We saw the Eiffel Tower, the Louvre, the Arc de Triomphe, and every pretty building in between. On Sunday, we left the city to visit the palace at Versailles, and it exceeded every grandiose expectation. The building itself was beautiful, but the grounds on which it was situated were even more impressive. We rented some bikes to ride around the property, and then saw the amazing fountains that are peppered throughout the palace gardens. Everything that I saw in France was generally great, and I wish that I could say the same of the people. While I’ve come to expect friendliness from Europeans, I realized in Paris that I’ve been truly spoiled by the kindness I’ve seen from Italians. I found the French to be rather cold, stuck up, and unwelcoming to Americans. The city was amazing, don’t get me wrong, but the attitudes with which I interacted were enough to deter me from hurrying back in the near future.
I was happy to fly to Spain on Monday morning. After waiting for a two-hour RyanAir delay, that is. My cousin Laurie is teaching English at an elementary school in Madrid, so I stayed with her in her apartment until Friday morning. While she was at work during the days, I walked around the city by myself, taking all of it in. I hit all of the main sights, like Plaza Mayor and the Palacio Real, but I also got a chance to see the inner workings of the city by walking around its various neighborhoods. During my stay in Madrid, I also managed to meet up with two friends from Wofford, Peter and Jen, who are studying abroad there! The reunions were great, but the Spanish food I got to eat was a close second. I ate some dishes that I’d never even heard of before, sampling everything from chocolate churros to bull’s tail. I just couldn’t get enough of it.
Although Laurie was originally supposed to ride the bus with me to Barcelona, things didn’t quite go as planned, so I made the trip solo. I was certainly alright with this, but I wish I could have spent some more time with my cousin. The bus left early on Friday morning, and consisted of eight hours of listening to music, sleeping, and enjoying the view. When I finally arrived, I managed to find my other cousin, Katie, who was vacationing in the city. I stuck with her and her tour group all weekend, and made some new friends doing so. We ate a lot, walked a lot, and got a taste of the famous Barcelonan night life. I even got interviewed by a Barcelonan TV station about parks! Katie and I were sure to tour the beautiful Basilica de La Sagrada Familia, per the request of my mother. The weekend ended sooner than I wanted it to, but I really had an awesome time.

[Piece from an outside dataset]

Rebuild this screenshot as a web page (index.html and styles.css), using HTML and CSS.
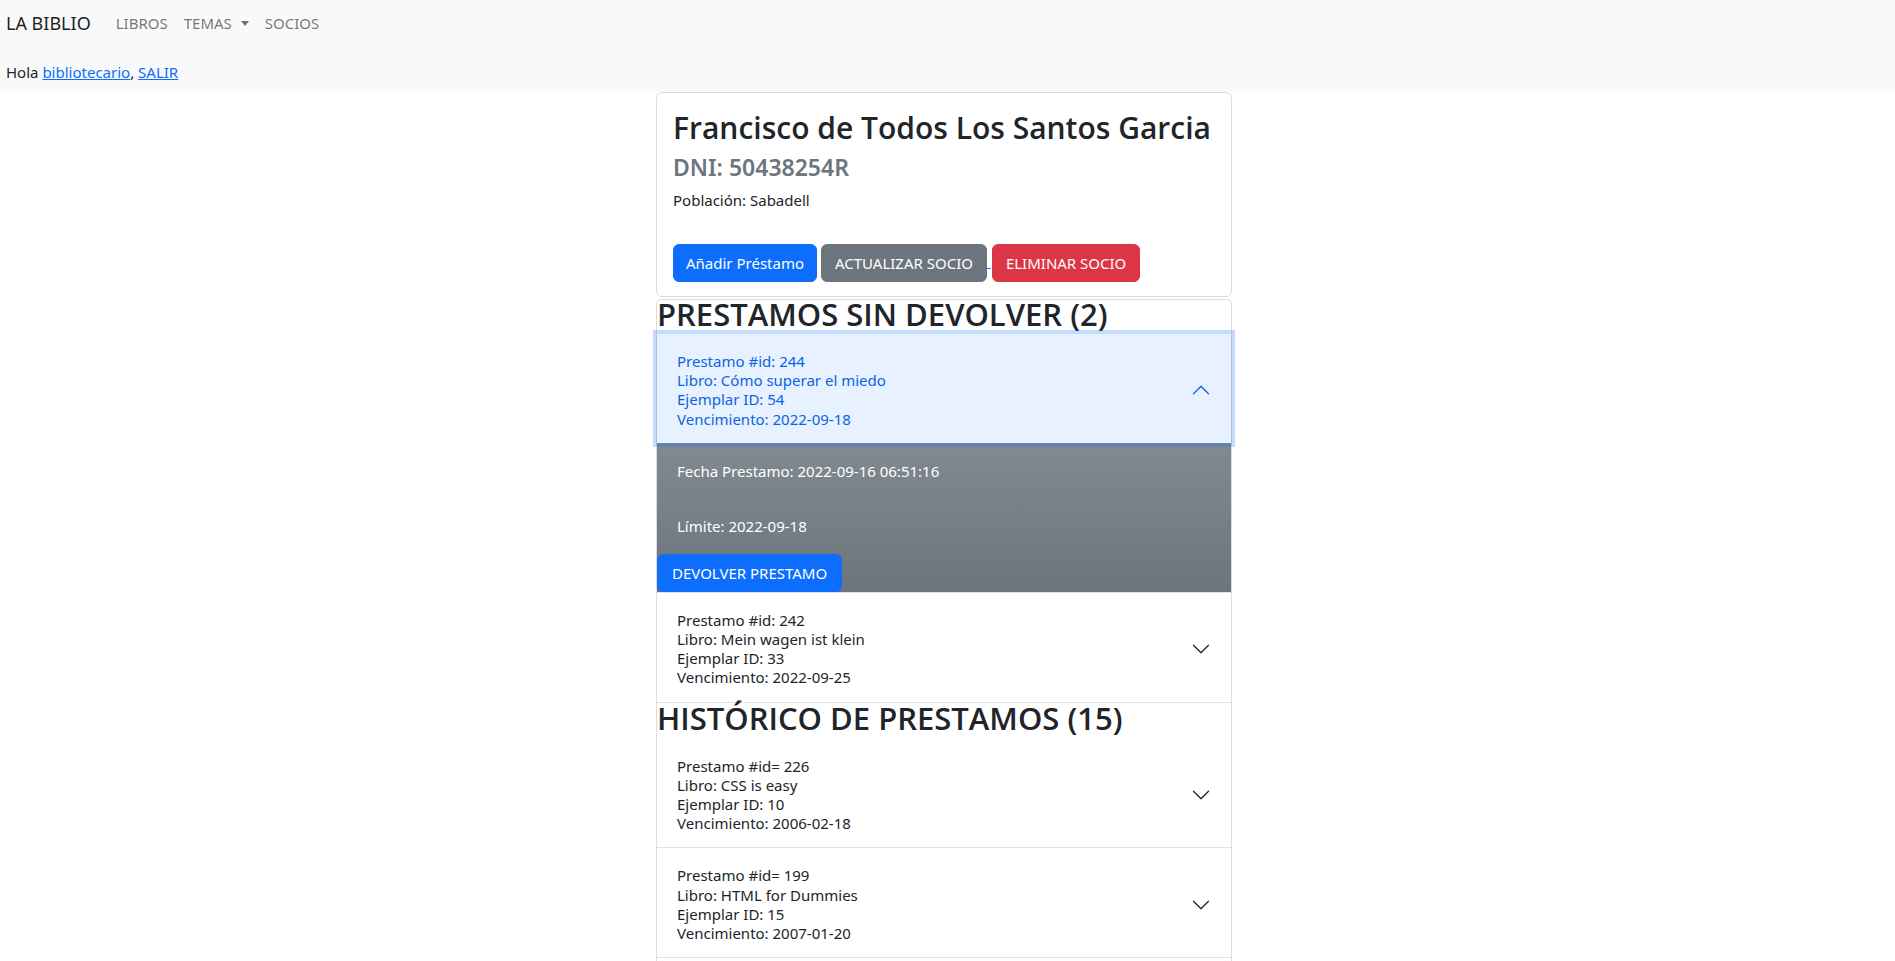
FILE: index.html
```html
<!DOCTYPE html>
<html lang="es">
<head>
<meta charset="utf-8">
<title>La Biblio - Socio</title>
<link rel="stylesheet" href="styles.css">
</head>
<body>
<header class="navbar">
  <div class="nav-row">
    <a class="brand" href="#">LA BIBLIO</a>
    <ul class="nav-links">
      <li><a class="nav-link" href="#">Libros</a></li>
      <li><a class="nav-link dropdown-toggle" href="#">Temas</a></li>
      <li><a class="nav-link" href="#">Socios</a></li>
    </ul>
  </div>
  <div class="greeting">Hola <a href="#">bibliotecario</a>, <a href="#">SALIR</a></div>
</header>

<main class="page">
  <div class="column">
    <section class="card">
      <h2 class="card-title">Francisco de Todos Los Santos Garcia</h2>
      <h4 class="card-subtitle">DNI: 50438254R</h4>
      <p class="card-text">Población: Sabadell</p>
      <div class="actions"><a class="btn btn-primary" href="#">Añadir Préstamo</a> <a class="btn-link" href="#"><span class="btn btn-secondary">ACTUALIZAR SOCIO</span> </a><a class="btn btn-danger" href="#">ELIMINAR SOCIO</a></div>
    </section>

    <section class="loans">
      <h3 class="section-title">PRESTAMOS SIN DEVOLVER (2)</h3>
      <div class="accordion">
        <div class="acc-item">
          <button class="acc-button expanded">
            <span class="acc-text">Prestamo #id: 244<br>Libro: Cómo superar el miedo<br>Ejemplar ID: 54<br>Vencimiento: 2022-09-18</span>
            <svg class="chev" viewBox="0 0 16 16"><path fill-rule="evenodd" d="M1.646 4.646a.5.5 0 0 1 .708 0L8 10.293l5.646-5.647a.5.5 0 0 1 .708.708l-6 6a.5.5 0 0 1-.708 0l-6-6a.5.5 0 0 1 0-.708z"/></svg>
          </button>
          <div class="acc-collapse">
            <div class="acc-body">
              <p class="detail first">Fecha Prestamo: 2022-09-16 06:51:16</p>
              <p class="detail">Límite: 2022-09-18</p>
            </div>
            <a class="btn btn-primary btn-return" href="#">DEVOLVER PRESTAMO</a>
          </div>
        </div>
        <div class="acc-item">
          <button class="acc-button">
            <span class="acc-text">Prestamo #id: 242<br>Libro: Mein wagen ist klein<br>Ejemplar ID: 33<br>Vencimiento: 2022-09-25</span>
            <svg class="chev" viewBox="0 0 16 16"><path fill-rule="evenodd" d="M1.646 4.646a.5.5 0 0 1 .708 0L8 10.293l5.646-5.647a.5.5 0 0 1 .708.708l-6 6a.5.5 0 0 1-.708 0l-6-6a.5.5 0 0 1 0-.708z"/></svg>
          </button>
        </div>
      </div>

      <h3 class="section-title history">HISTÓRICO DE PRESTAMOS (15)</h3>
      <div class="accordion">
        <div class="acc-item">
          <button class="acc-button">
            <span class="acc-text">Prestamo #id= 226<br>Libro: CSS is easy<br>Ejemplar ID: 10<br>Vencimiento: 2006-02-18</span>
            <svg class="chev" viewBox="0 0 16 16"><path fill-rule="evenodd" d="M1.646 4.646a.5.5 0 0 1 .708 0L8 10.293l5.646-5.647a.5.5 0 0 1 .708.708l-6 6a.5.5 0 0 1-.708 0l-6-6a.5.5 0 0 1 0-.708z"/></svg>
          </button>
        </div>
        <div class="acc-item">
          <button class="acc-button">
            <span class="acc-text">Prestamo #id= 199<br>Libro: HTML for Dummies<br>Ejemplar ID: 15<br>Vencimiento: 2007-01-20</span>
            <svg class="chev" viewBox="0 0 16 16"><path fill-rule="evenodd" d="M1.646 4.646a.5.5 0 0 1 .708 0L8 10.293l5.646-5.647a.5.5 0 0 1 .708.708l-6 6a.5.5 0 0 1-.708 0l-6-6a.5.5 0 0 1 0-.708z"/></svg>
          </button>
        </div>
      </div>
    </section>
  </div>
</main>
</body>
</html>
```
FILE: styles.css
```css
* { box-sizing: border-box; }

html, body {
  margin: 0;
  padding: 0;
  background: #fff;
}

body {
  font-family: "Noto Sans", "Open Sans", sans-serif;
  font-size: 15px;
  line-height: 24px;
  color: #212529;
}

a { color: #0d6efd; }

/* ---------- navbar ---------- */
.navbar {
  background: #f8f9fa;
  padding: 8px 5px;
  height: 92px;
}

.nav-row {
  display: flex;
  align-items: center;
  height: 30px;
}

.brand {
  font-size: 18px;
  line-height: 30px;
  color: rgba(0, 0, 0, .9);
  text-decoration: none;
  margin-right: 17px;
  padding-left: 1px;
}

.nav-links {
  display: flex;
  list-style: none;
  margin: 0;
  padding: 0;
}

.nav-link {
  display: block;
  padding: 0 8px;
  font-size: 15px;
  line-height: 30px;
  color: rgba(0, 0, 0, .55);
  text-decoration: none;
  text-transform: uppercase;
}

.dropdown-toggle::after {
  content: "";
  display: inline-block;
  margin-left: 9px;
  vertical-align: 3px;
  border-top: 5px solid;
  border-right: 4.5px solid transparent;
  border-left: 4.5px solid transparent;
  border-bottom: 0;
}

.greeting {
  margin-top: 22px;
  padding-left: 1px;
  line-height: 24px;
}

/* ---------- main column ---------- */
.page {
  display: flex;
  justify-content: center;
  padding-right: 7px;
}

.column {
  width: 576px;
}

.card {
  border: 1px solid #dcdcdd;
  border-radius: 6px;
  padding: 16px;
  background: #fff;
}

.card-title {
  margin: 0 0 6px;
  font-family: "Open Sans", "Noto Sans", sans-serif;
  font-size: 30px;
  font-weight: 600;
  line-height: 38px;
  color: #212529;
  white-space: nowrap;
}

.card-subtitle {
  margin: 0 0 6px;
  font-size: 23px;
  font-weight: 600;
  line-height: 29px;
  color: #6c757d;
}

.card-text {
  margin: 0 0 30px;
}

.actions {
  line-height: 38px;
  height: 38px;
  white-space: nowrap;
}

.btn {
  display: inline-block;
  padding: 6px 12px;
  border: 1px solid transparent;
  border-radius: 6px;
  font-size: 15px;
  line-height: 24px;
  color: #fff;
  text-decoration: none;
  vertical-align: middle;
}

.btn-primary { background: #0d6efd; border-color: #0d6efd; }
.btn-secondary { background: #6c757d; border-color: #6c757d; padding: 6px 13px; }
.btn-danger { background: #dc3545; border-color: #dc3545; padding: 6px 13px; }

.btn-link {
  color: #0d6efd;
  text-decoration: underline;
  padding-right: 1px;
}

/* ---------- loans ---------- */
.loans {
  margin-top: 2px;
  padding-bottom: 40px;
  border: 1px solid #dcdcdd;
  border-bottom: 0;
  border-radius: 6px 6px 0 0;
}

.section-title {
  margin: 0;
  padding-top: 2px;
  padding-bottom: 8px;
  font-family: "Open Sans", "Noto Sans", sans-serif;
  font-size: 31px;
  font-weight: 600;
  line-height: 24px;
  height: 34px;
  color: #212529;
  white-space: nowrap;
}

.section-title.history {
  height: 36px;
  padding-top: 3px;
  padding-bottom: 9px;
}

.acc-item {
  border-bottom: 1px solid #dee2e6;
  background: #fff;
}

.acc-button {
  display: flex;
  align-items: center;
  width: 100%;
  padding: 18px 20px 14px;
  border: 0;
  margin: 0;
  background: #fff;
  color: #212529;
  font-family: inherit;
  font-size: 15px;
  line-height: 19.2px;
  text-align: left;
  cursor: pointer;
}

.acc-text { flex: 1; }

.chev {
  width: 20px;
  height: 20px;
  flex-shrink: 0;
  fill: #212529;
}

.acc-button.expanded {
  position: relative;
  z-index: 3;
  background: #e7f1ff;
  color: #0c63e4;
  box-shadow: 0 0 0 4px rgba(13, 110, 253, .25);
}

.acc-button.expanded .chev {
  fill: #0c63e4;
  transform: rotate(-180deg);
}

.acc-collapse {
  background-color: #6c757d;
  background-image: linear-gradient(180deg, rgba(255, 255, 255, .15), rgba(255, 255, 255, 0));
  color: #fff;
}

.acc-body {
  padding: 16px 20px 0;
}

.detail {
  margin: 0 0 16px;
  line-height: 24px;
}

.detail.first {
  margin-bottom: 31px;
}

.btn-return {
  display: block;
  width: max-content;
  padding: 6px 14px;
}
```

I left the hotel at 3:45 on Sunday morning to return to Rome, and despite what I thought, my adventures weren’t quite over. I still had one more debacle left.
Just before taking the shuttle from the hotel, I saw the driver trying to speak to one of my fellow travelers in Spanish. This conversation wasn’t going so well, so I tapped into my Spanish knowledge, having three semesters of class and one month of immersion under my belt. I managed to figure out what he was saying: we weren’t allowed to pay for the shuttle with a credit card–cash only. This was fine with me, since I knew that I would split the 38-euro fare with the three other people that were also going to the airport. However, things got even better for me when the tour group’s guide showed up and informed us that the shuttle fare had already been paid. Glad that I didn’t have to worry about money anymore, I enjoyed the early morning trip. First, the driver dropped off my three companions at Terminal 2 of the Barcelona airport. We said our goodbyes and they were off. As the driver pulled up to Terminal 1 for me, he asked for his 38-euro fare. Using my Spanish again, I explained that the balance had already been paid, but he wouldn’t stand for that. Apparently, I had misunderstood him before our departure. There had been some sort of error with the original credit card payment that the tour guide had made, which meant that we were going to have to pay cash for the ride instead. Neither of us could call anyone to help resolve the problem, since I didn’t have any of the necessary phone numbers and it was too early for his office to be open. Grumbling about the misunderstanding, I went to grab the money out of my wallet. To my horror, I discovered only 20 euro, and remembered, as the driver had mentioned earlier, I couldn’t pay with a card. I didn’t know what to do. I was stuck in a shuttle, 18 euros short of being able to pay the fee. I didn’t have any fellow travelers to ask money, or anyone to call for help. I had a flight to catch in about an hour. And the only way to cope with this horrible situation was to converse in Spanish. I eventually told the driver to wait in the shuttle while I went to search for an ATM inside the airport. He demanded that I leave my bag in the car as a source of insurance. I sprinted through the airport in my desperate quest for an ATM, but wasn’t having any luck. I started considering the pros and cons of selling the clothes off my back when a true miracle happened: I ran into a girl from my program in Rome! She lent me the 18 euro that I needed, and I managed to get home safely.
I spent all day on Sunday laying around and relaxing after my crazy week.
So that was that. Fall Break was busy and tiring, but amazing. I’m really glad that I got the opportunity to travel to so many new and fun places. Now that the semester is beginning to come to an end, I’m running out of opportunities to do so, but I’m going to enjoy every one that I get!